*(Vegan options in parentheses)
2 cups 1-in cubed butternut or acorn squash
3 cups fresh or frozen broccoli florets
2 tablespoons olive oil (I did not use)
Salt and pepper to taste
1/4 cup butter (olive or grape seed oil)
2 cloves garlic, minced
3 tablespoons white whole wheat flour (I used regular whole wheat)
1/2 cup heavy whipping cream (plant-based milk)
1-1/2 cups milk (plant-based milk)
1/4 teaspoon ground nutmeg
1/2 cup grated Parmesan cheese (omit and/or use a Tablespoon of nutritional yeast flakes)
1 (15 oz) can Navy Beans, rinsed and drained
12 oz cooked whole wheat penne pasta
2 tablespoons minced fresh parsley
Method: Preheat oven to 400F. Place butternut squash on one-half of a greased baking sheet and arrange broccoli on other half. Drizzle olive oil (if using) over both and season with salt and pepper. Roast vegetables at 400F 20 minutes or until tender. Set aside.
In a large skillet over medium-high heat, melt butter (olive oil or grape seed oil) then saute garlic in butter 1 minute. Whisk flour into butter, then slowly whisk in cream and milk (plant-based milk) until smooth.
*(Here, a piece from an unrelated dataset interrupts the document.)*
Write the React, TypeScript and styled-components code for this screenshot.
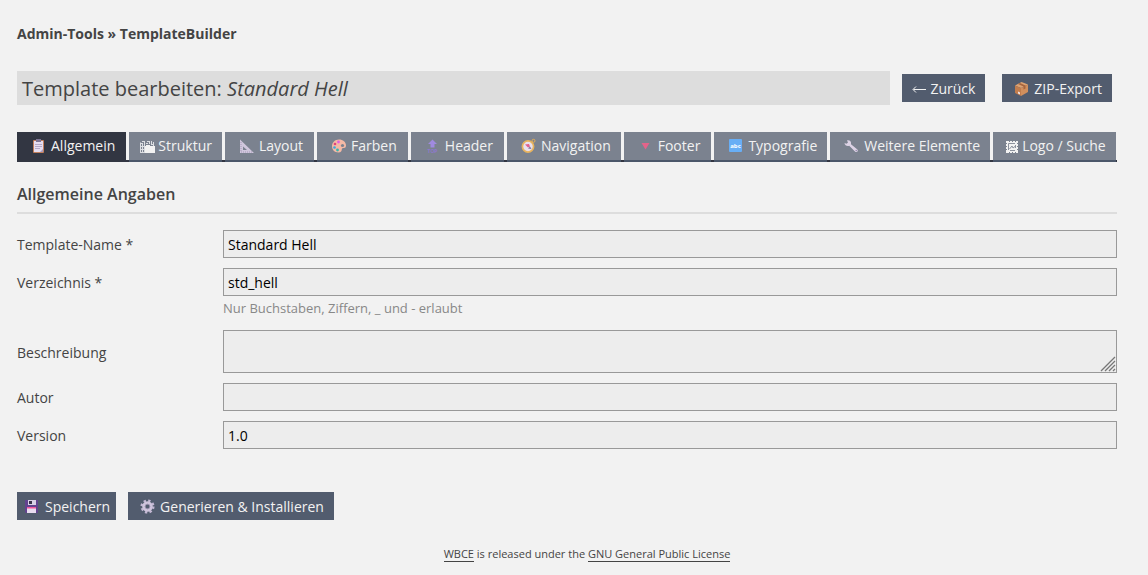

Bring sauce to a boil over medium-high heat, stirring occasionally until thickened. Remove from heat and whisk in nutmeg and Parmesan or nutritional yeast flakes.
Place cooked squash, Navy Beans, and sauce in a blender or use immersion blender or food processor. Blend sauce on high speed until completely smooth. Return to saucepan and stir cooked pasta and roasted broccoli into sauce.
Season with salt and pepper and sprinkle parsley on top. Enjoy!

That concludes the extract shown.